Bediüzzaman ve iki dil

Bediüzzaman Medresetüzzehra projesini gündeme getirdiğinde, eğitim diliyle ilgili formülünü "Lisan-ı Arabî vacip, Kürdî caiz, Türkî lâzım" şeklinde ifade etmişti. (Eski Said Dönemi Eserleri, s. 290.)

Arapça gerekliydi, çünkü her şeyden önce mukaddes kitabımız bu lisanla nazil olmuş ve İslâm kültürünün temel kaynakları bu dille yazılmıştı. Ayrıca İslâm toplumunda son derece önemli yere sahip olan kavimlerden biri de Araplardı. Türkçe de aynı şekilde lâzımdı. ünkü bu üniversite resmî dilin Türkçe olduğu bir ülkede tesis edilecek ve Türklere de hizmet verecekti.

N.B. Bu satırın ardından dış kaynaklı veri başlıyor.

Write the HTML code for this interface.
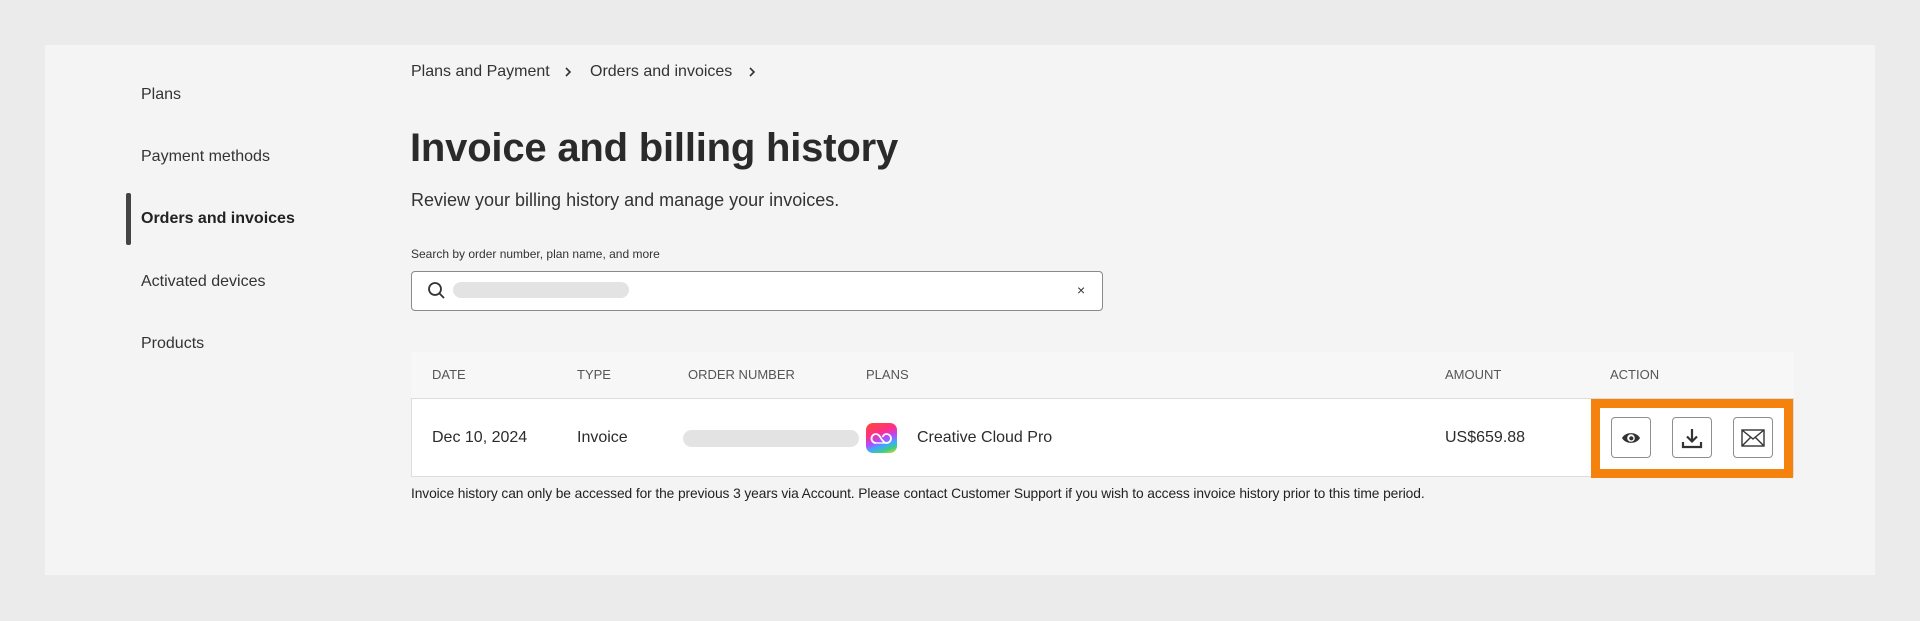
<!DOCTYPE html>
<html><head><meta charset="utf-8"><style>
*{margin:0;padding:0;box-sizing:border-box}
body{width:1920px;height:621px;background:#ebebeb;font-family:"Liberation Sans",sans-serif;color:#2c2c2c;position:relative;overflow:hidden}
.panel{position:absolute;left:45px;top:45px;width:1830px;height:530px;background:#f4f4f4}
.a{position:absolute;white-space:nowrap}
.nav{left:141px;font-size:16px;color:#333}
.btn{position:absolute;top:417px;width:40px;height:41px;border:1px solid #8e8e8e;border-radius:4px;background:#fff;display:flex;align-items:center;justify-content:center}
.th{top:367px;font-size:13px;color:#555}
</style></head><body>
<div class="panel"></div>
<div class="a nav" style="top:86px">Plans</div>
<div class="a nav" style="top:148px">Payment methods</div>
<div class="a" style="left:126px;top:193px;width:5px;height:52px;background:#444;border-radius:2px"></div>
<div class="a nav" style="top:210px;font-weight:bold;color:#222">Orders and invoices</div>
<div class="a nav" style="top:273px">Activated devices</div>
<div class="a nav" style="top:335px">Products</div>

<div class="a" style="left:411px;top:63px;font-size:16px;color:#333">Plans and Payment</div>
<svg class="a" style="left:564px;top:66px" width="8" height="12" viewBox="0 0 8 12"><path d="M2 2l4 4-4 4" fill="none" stroke="#333" stroke-width="1.6"/></svg>
<div class="a" style="left:590px;top:63px;font-size:16px;color:#333">Orders and invoices</div>
<svg class="a" style="left:748px;top:66px" width="8" height="12" viewBox="0 0 8 12"><path d="M2 2l4 4-4 4" fill="none" stroke="#333" stroke-width="1.6"/></svg>

<div class="a" style="left:410px;top:126px;font-size:40px;font-weight:bold;color:#2a2a2a;letter-spacing:-0.2px">Invoice and billing history</div>
<div class="a" style="left:411px;top:190px;font-size:18px;color:#333">Review your billing history and manage your invoices.</div>
<div class="a" style="left:411px;top:247px;font-size:12px;color:#333">Search by order number, plan name, and more</div>
<div class="a" style="left:411px;top:271px;width:692px;height:40px;border:1.5px solid #8a8a8a;border-radius:4px;background:#fff"></div>
<svg class="a" style="left:427px;top:281px" width="20" height="20" viewBox="0 0 20 20"><circle cx="8" cy="8" r="6" fill="none" stroke="#333" stroke-width="1.8"/><path d="M12.3 12.3L17 17" stroke="#333" stroke-width="1.8"/></svg>
<div class="a" style="left:453px;top:282px;width:176px;height:16px;border-radius:8px;background:#e3e3e3"></div>
<div class="a" style="left:1077px;top:282px;font-size:14px;color:#333">×</div>

<div class="a" style="left:411px;top:352px;width:1383px;height:46px;background:#f7f7f7"></div>
<div class="a th" style="left:432px">DATE</div>
<div class="a th" style="left:577px">TYPE</div>
<div class="a th" style="left:688px">ORDER NUMBER</div>
<div class="a th" style="left:866px">PLANS</div>
<div class="a th" style="left:1445px">AMOUNT</div>
<div class="a th" style="left:1610px">ACTION</div>

<div class="a" style="left:411px;top:398px;width:1383px;height:79px;background:#fff;border:1px solid #ddd"></div>
<div class="a" style="left:432px;top:429px;font-size:16px">Dec 10, 2024</div>
<div class="a" style="left:577px;top:429px;font-size:16px">Invoice</div>
<div class="a" style="left:683px;top:430px;width:176px;height:17px;border-radius:9px;background:#e3e3e3"></div>
<div class="a" style="left:866px;top:423px;width:31px;height:30px;border-radius:7px;background:linear-gradient(160deg,#ff4b2b 0%,#ff2e8a 35%,#b44bff 55%,#3fa9ff 70%,#3fd07a 85%,#ffd42a 100%)"></div>
<svg class="a" style="left:870px;top:428px" width="23" height="20" viewBox="0 0 23 20"><path d="M6 15a4.5 4.5 0 0 1 0-9c3 0 4 3 5.5 5s2.5 4 5 4a4.5 4.5 0 0 0 0-9c-2.5 0-3.5 2-4 3" fill="none" stroke="#fff" stroke-width="1.8"/><path d="M6 15h11" stroke="#fff" stroke-width="1.3"/></svg>
<div class="a" style="left:917px;top:429px;font-size:16px">Creative Cloud Pro</div>
<div class="a" style="left:1445px;top:429px;font-size:16px">US$659.88</div>

<div class="a" style="left:1591px;top:399px;width:202px;height:79px;border:9px solid #f5820d"></div>
<div class="btn" style="left:1611px"><svg width="20" height="14" viewBox="0 0 20 14"><path d="M1 7C4.5 0.5 15.5 0.5 19 7C15.5 13.5 4.5 13.5 1 7Z" fill="#333"/><circle cx="10" cy="7" r="3.8" fill="#fff"/><circle cx="10.3" cy="7.3" r="2.1" fill="#333"/></svg></div>
<div class="btn" style="left:1672px"><svg width="22" height="22" viewBox="0 0 22 22"><path d="M11 2v12M6 9.5l5 5 5-5" fill="none" stroke="#333" stroke-width="2.2"/><path d="M2 15v5h18v-5" fill="none" stroke="#333" stroke-width="2.2"/></svg></div>
<div class="btn" style="left:1733px"><svg width="24" height="18" viewBox="0 0 24 18"><rect x="1" y="1" width="22" height="16" fill="none" stroke="#333" stroke-width="1.4"/><path d="M1 1l11 9 11-9M1 17l8.5-8.5M23 17l-8.5-8.5" fill="none" stroke="#333" stroke-width="1.4"/></svg></div>

<div class="a" style="left:411px;top:486px;font-size:13.8px;color:#222;letter-spacing:-0.1px">Invoice history can only be accessed for the previous 3 years via Account. Please contact Customer Support if you wish to access invoice history prior to this time period.</div>
</body></html>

Kürtçenin serbest olması ise, sunulan eğitimin Kürt çocuklarına da ulaşabilmesi için önemliydi.

Konuya ilişkin başka izahlarında, anadilde verilen eğitimin "taşa işlenen nakış" gibi silinmez izler bırakacağı (Age, s. 165.) ve müfredatın önce anadilde, sonra resmî dille verilmesi (Age, s. 211.) gibi dikkat çekici hususları da ifade ediyor Said Nursî.

Dille ilgili olarak yaşanan sancı, sorun ve sıkıntıların sağlıklı çözümlerini gösteren temel esasları onun bu tesbitlerinde bulmak mümkün.

Bunlarda bir defa, meseleyi eğitim ve iletişim ekseninde ele alıp, insan ve toplum psikolojisinin ihtiyaçlarını öne çıkaran bir yaklaşım söz konusu.

Dayatmacı ve ideolojik bir tavır asla yok.

Bir taraftan resmî dil olan Türkçeyi bir vakıa olarak kabul ediyor, korunması ve kullanılması gerektiğini ifade ediyor; diğer taraftan anadilin de aynı şekilde fıtrî bir gerçek olarak görülüp ihmal edilmemesi gerektiğini söylüyor.